Read past the procurement language and the announcement looks like a foreign-policy document dressed up as an acquisition. Canada is choosing, with deliberation, which great-power ecosystem it wants to operate inside — and the answer is no longer Washington by default.

The deal, in concrete terms

Germany's Thyssenkrupp Marine Systems, partnered with Norway's Kongsberg, is the industrial core of the bid. The Type 212CD-class design — a conventionally propelled, air-independent-magnetron submarine — has been marketed across Europe as the platform of choice for navies that need credible undersea reach without nuclear propulsion. Carney's announcement on 6 July frames the order as "up to twelve" boats, a number large enough to replace Canada's four ageing Victoria-class diesel-electric submarines and to fund a domestic sustainment base around Halifax and Esquimalt.

Deutsche Welle's reporting on the same day placed the announcement explicitly in the NATO-summit run-up, with the German government having "pushed hard" for the contract. Berlin wants the export win; Oslo wants the industrial integration; Ottawa wants the geopolitical signal. All three governments get something. The cost — Ottawa has not yet published a figure in the materials released on 6 July — will become the second political fight, not the first.

What the announcement is actually saying

The language Carney chose is the news. "Largest in Canadian history" is procurement-page filler; "stronger ties with Europe," repeated in the Deutsche Welle summary of his remarks, is the operative phrase. The New York Times went further, reading the selection of a German-Norwegian bid as a deliberate "elevat[ion of] Canada's naval power" coupled with a "reduc[tion of] its military and economic dependency on the United States." That second clause is the one Ottawa's own press materials are careful not to repeat verbatim.
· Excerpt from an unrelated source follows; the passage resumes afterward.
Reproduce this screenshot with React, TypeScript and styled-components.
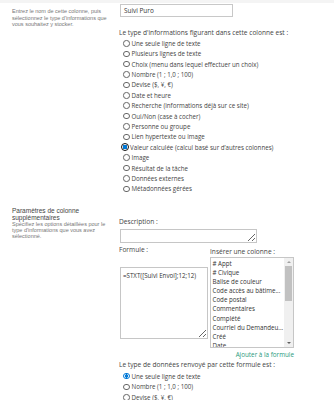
import styled, { createGlobalStyle } from 'styled-components';

const GlobalStyle = createGlobalStyle`
  html, body {
    margin: 0;
    padding: 0;
    background: #fff;
  }
  body {
    width: 334px;
    height: 400px;
    overflow: hidden;
    font-family: 'Open Sans', 'Noto Sans', sans-serif;
    color: #444;
  }
`;

const TopBand = styled.div`
  height: 3px;
  background-color: #f4f4f4;
`;

const Section = styled.div`
  display: flex;
  align-items: flex-start;
`;

const LeftCol = styled.div<{ $top: number }>`
  width: 119px;
  flex: none;
  box-sizing: border-box;
  padding: ${(p) => p.$top}px 2px 0 12px;
  font-family: 'Liberation Sans', Arial, sans-serif;
`;

const RightCol = styled.div<{ $top?: number }>`
  flex: 1;
  padding-top: ${(p) => p.$top || 0}px;
`;

const SideTitle = styled.div`
  font-size: 6.5px;
  line-height: 7.3px;
  color: #444;
  white-space: nowrap;
`;

const SideText = styled.div<{ $lh: number }>`
  font-size: 5.5px;
  line-height: ${(p) => p.$lh}px;
  color: #777;
  white-space: nowrap;
`;

const NameInput = styled.div`
  width: 113px;
  height: 13px;
  margin: 1px 0 0 1px;
  box-sizing: border-box;
  border: 1px solid #c8c8c8;
  padding-left: 3px;
  font-size: 6.4px;
  line-height: 11px;
  color: #333;
`;

const Label = styled.div<{ $top?: number }>`
  font-size: 6.6px;
  line-height: 10.4px;
  margin-top: ${(p) => p.$top || 0}px;
  color: #444;
  white-space: nowrap;
`;

const RadioRow = styled.div<{ $h?: number }>`
  display: flex;
  align-items: center;
  height: ${(p) => p.$h || 10.4}px;
  padding-left: 4px;
  font-size: 6.2px;
  color: #444;
  white-space: nowrap;
`;

const Circle = styled.span<{ $on?: boolean; $focus?: boolean }>`
  flex: none;
  box-sizing: border-box;
  width: ${(p) => (p.$focus ? 8 : 6.5)}px;
  height: ${(p) => (p.$focus ? 8 : 6.5)}px;
  margin-left: ${(p) => (p.$focus ? -2 : 0)}px;
  margin-right: ${(p) => (p.$focus ? 1 : 2)}px;
  border-radius: 50%;
  border: ${(p) =>
    p.$focus ? '1.3px solid #111' : p.$on ? '1px solid #0078d7' : '0.8px solid #666'};
  background: ${(p) =>
    p.$on ? 'radial-gradient(circle, #0078d7 0 52%, #fff 58%)' : '#fff'};
`;

const Box = styled.textarea<{ $w: number; $h: number }>`
  display: block;
  width: ${(p) => p.$w}px;
  height: ${(p) => p.$h}px;
  margin-left: 1px;
  box-sizing: border-box;
  border: 1px solid #c6c6c6;
  padding: 3px 2px;
  font-family: inherit;
  font-size: 6.2px;
  line-height: 9px;
  color: #333;
  resize: both;
  outline: none;
  overflow: hidden;
`;

const FormulaRow = styled.div`
  display: flex;
  align-items: flex-start;
  gap: 1px;
`;

const FormulaCol = styled.div`
  width: 90px;
`;

const InsertCol = styled.div`
  width: 84px;
  padding-top: 4px;
  display: flex;
  flex-direction: column;
`;

const ListBox = styled.div`
  display: flex;
  height: 91px;
  box-sizing: border-box;
  border: 1px solid #c6c6c6;
  overflow: hidden;
`;

const Items = styled.div`
  flex: 1;
  min-width: 0;
  overflow: hidden;
  padding: 0.5px 0 0 1.5px;
`;

const Item = styled.div`
  height: 9.1px;
  line-height: 9.1px;
  font-size: 6.2px;
  color: #333;
  white-space: nowrap;
`;

const Scroll = styled.div`
  width: 9px;
  flex: none;
  display: flex;
  flex-direction: column;
  background: #f0f0f0;
`;

const Arrow = styled.div<{ $down?: boolean }>`
  height: 8px;
  flex: none;
  display: flex;
  align-items: center;
  justify-content: center;
  &::after {
    content: '';
    border-left: 2px solid transparent;
    border-right: 2px solid transparent;
    ${(p) => (p.$down ? 'border-top: 2px solid #606060;' : 'border-bottom: 2px solid #a0a0a0;')}
  }
`;

const Thumb = styled.div`
  height: 35px;
  margin: 0 1px;
  background: #c1c1c1;
`;

const Track = styled.div`
  flex: 1;
`;

const AddLink = styled.div`
  align-self: flex-end;
  margin-top: 1.5px;
  font-size: 6.3px;
  line-height: 10.4px;
  color: #2a9a7d;
`;

const types = [
  'Une seule ligne de texte',
  'Plusieurs lignes de texte',
  'Choix (menu dans lequel effectuer un choix)',
  'Nombre (1 ; 1,0 ; 100)',
  'Devise ($, ¥, €)',
  'Date et heure',
  'Recherche (informations déjà sur ce site)',
  'Oui/Non (case à cocher)',
  'Personne ou groupe',
  'Lien hypertexte ou image',
  'Valeur calculée (calcul basé sur d\u2019autres colonnes)',
  'Image',
  'Résultat de la tâche',
  'Données externes',
  'Métadonnées gérées',
];

const columns = [
  '# Appt',
  '# Civique',
  'Balise de couleur',
  'Code accès au bâtime...',
  'Code postal',
  'Commentaires',
  'Complété',
  'Courriel du Demandeu...',
  'Créé',
  'Date',
];

const returnTypes = ['Une seule ligne de texte', 'Nombre (1 ; 1,0 ; 100)', 'Devise ($, ¥, €)'];

export default function App() {
  return (
    <>
      <GlobalStyle />
      <TopBand />
      <Section>
        <LeftCol $top={5}>
          <SideText $lh={6.6}>
            Entrez le nom de cette colonne, puis
            <br />
            sélectionnez le type d'informations que
            <br />
            vous souhaitez y stocker.
          </SideText>
        </LeftCol>
        <RightCol>
          <NameInput>Suivi Puro</NameInput>
          <Label $top={10.8}>Le type d'informations figurant dans cette colonne est :</Label>
          {types.map((t, i) => (
            <RadioRow key={t}>
              <Circle $on={i === 10} $focus={i === 10} />
              {t}
            </RadioRow>
          ))}
        </RightCol>
      </Section>
      <Section>
        <LeftCol $top={12.5}>
          <SideTitle>
            Paramètres de colonne
            <br />
            supplémentaires
          </SideTitle>
          <SideText $lh={6.15}>
            Spécifiez les options détaillées pour le
            <br />
            type d'informations que vous avez
            <br />
            sélectionné.
          </SideText>
        </LeftCol>
        <RightCol $top={22.8}>
          <Label>Description :</Label>
          <Box $w={137} $h={14} style={{ marginTop: 1.8 }} />
          <FormulaRow>
            <FormulaCol>
              <Label $top={1.8}>Formule :</Label>
              <Box $w={88} $h={72} style={{ marginTop: 11.8 }} defaultValue="=STXT([Suivi Envoi];12;12)" />
            </FormulaCol>
            <InsertCol>
              <Label>Insérer une colonne :</Label>
              <ListBox>
                <Items>
                  {columns.map((c) => (
                    <Item key={c}>{c}</Item>
                  ))}
                </Items>
                <Scroll>
                  <Arrow />
                  <Thumb />
                  <Track />
                  <Arrow $down />
                </Scroll>
              </ListBox>
              <AddLink>Ajouter à la formule</AddLink>
            </InsertCol>
          </FormulaRow>
          <Label>Le type de données renvoyé par cette formule est :</Label>
          {returnTypes.map((t, i) => (
            <RadioRow key={t} $h={10.7}>
              <Circle $on={i === 0} />
              {t}
            </RadioRow>
          ))}
        </RightCol>
      </Section>
    </>
  );
}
The structural read is straightforward. For three generations, Canada's defence-industrial base has been functionally a buyer of American platforms: F-18s, CF-18s, P-8s, a long list of naval auxiliaries built to USN standards. Replacing that supply line with European platforms — even partially, even on a single hull line — is the kind of decision that, once made, does not get unmade. Sustainment, training pipelines, doctrine, and the industrial base all flow downstream of which hull you chose.

The counter-read, and why it probably doesn't hold

The plausible counter-read is that this is a cost-engineering decision, not a geopolitical one. Twelve Type 212CDs are cheaper to build and crew than US Virginia-class boats, and Ottawa was never realistically in the market for nuclear propulsion. Canada lacks the sovereign fuel cycle, the shipyard infrastructure, and the operational doctrine for SSNs. A European conventional boat is, on its own terms, the rational pick.

The counter-read holds on the engineering question and breaks on the timing. Carney did not need to characterise the order as "the largest in Canadian history" — that phrase exists to land a political message. Nor did Berlin need to lobby this hard for what is, by German export standards, a modest line item. The political weight on both sides of the transaction is the tell.

What remains uncertain

The sources published on 6 July do not yet give a contract value, a delivery schedule, or an industrial-benefits breakdown. The announcement uses "up to twelve," which leaves room for a smaller initial order and follow-on options. Whether Halifax gets the sustainment yard, whether Irving Shipbuilding keeps any role, and how the program is funded inside the next Canadian defence budget are all unanswered on the day of the announcement.

The deeper open question is whether this is a one-platform pivot or the leading edge of a broader realignment. If the answer is one platform, then the headline is procurement; if the answer is broader, then the headline is that the Canadian-American defence-industrial marriage — assumed to be permanent for seventy years — is now being renegotiated in plain sight, with European partners as the counter-party.

Stakes

For Ottawa, the upside is sovereign industrial depth and a credible undersea capability for the Arctic, where Russian and Chinese undersea activity has been the documented driver of allied naval interest. For Berlin, the deal validates a frigate-and-submarine export strategy that has been quietly rebuilt over the last decade. For Washington, the cost is influence at the margins — influence that has, until now, been treated by both capitals as a given.

The NATO summit in Ankara opens in three days. By then the submarines will be on the communique. The signal was sent on 6 July.


Desk note: Monexus framed this primarily as a sovereignty-and-alignment story rather than a procurement story — the contract is real, but the language the principals chose, and the timing three days before Ankara, point to a political message the wire copy softens.